Abu Dawud, At-Tirmidzi, dan An-Nasa'i meriwayatkan sebuah hadits dari Rifa'ah bin Rafi' radhiyallahu ‘anhu, di mana Rasulullah shallallahu ‘alaihi wasallam mengajar seorang Arab Badui mengenai cara shalat, ketika beliau melihat badui itu shalat dengan cepat dan tergesa-gesa. Menurut Nabi Muhammad shallallahu ‘alaihi wasallam, "Sesungguhnya tidak sempurna shalat seorang manusia sehingga dia mengambil air wudhu, melakukan wudhu dengan benar kemudian dia bertakbir, memuji Allah ('Azza wa Jalla), kemudian membaca ayat Al-Qur'an yang ia mampu, kemudian membaca takbir, lalu rukuk dalam keadaan sendi-sendinya tetap (lurus), kemudian bangkit (dari rukuk), dan membaca (سمع الله لمن حمده اللهم ربنا لك الحمد) hingga dia berdiri tegak (tetap), dan membaca takbir. Kemudian sujud hingga keadaan sendi-sendinya tetap, kemudian membaca takbir dan mengangkat kepalanya hingga duduk dengan tegak. Kemudian membaca takbir, kemudian sujud hingga sendi-sendinya tetap, lalu bangkit lagi untuk yang kedua kalinya dengan disertai takbir. Jika dia melakukan yang demikian, maka sempurnalah shalatnya."

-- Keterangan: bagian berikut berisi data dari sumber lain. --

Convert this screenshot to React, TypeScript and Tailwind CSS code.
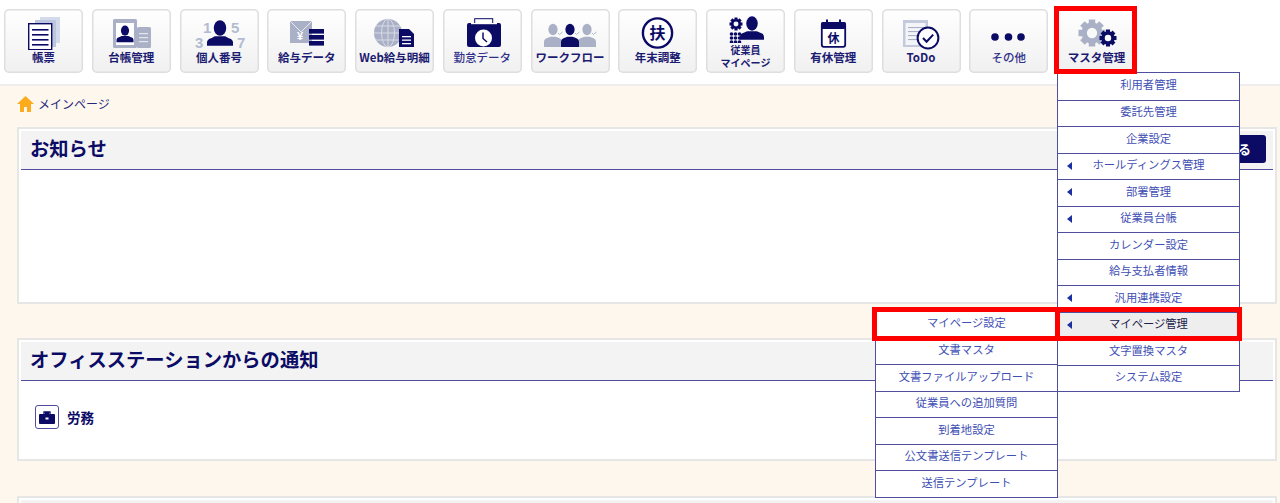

Penjelasan Tata Cara Shalat

Dari hadits di atas dan dari hal-hal yang telah kami sebutkan, mulai dari syarat, rukun, sunnah, dan adab-adab shalat, telah jelas bahwa sifat shalat dalam beberapa madzhab yang berbeda adalah sebagai berikut. (Al-Lubab Syarhul Kitab jilid 1 halaman 68-77; Al-Qawanin Al-Fiqhiyyah halaman 57-66; Al-Muhadzdzab halaman 70-80; Kasysyaful Qina’ jilid 1 halaman 381-459; Mughnil Muhtaj jilid 1 halaman 148-184; Muraqil Falah halaman 44-46)
Seseorang yang ingin shalat, hendaknya menjaga syarat-syarat shalat yang di antaranya
adalah menutup aurat, menjaga kesucian badan, pakaian, tempat shalat, dan sebagainya. Kemudian berwudhu, mengumandangkan adzan, dan iqamat sesuai waktu shalat, menghadap
kiblat, memulai shalat dengan takbir setelah niat dalam hati. Disunnahkan melafal kan niat shalat menurut mayoritas ulama selain Malikiyyah. Melafalkan takbir hukumnya wajib.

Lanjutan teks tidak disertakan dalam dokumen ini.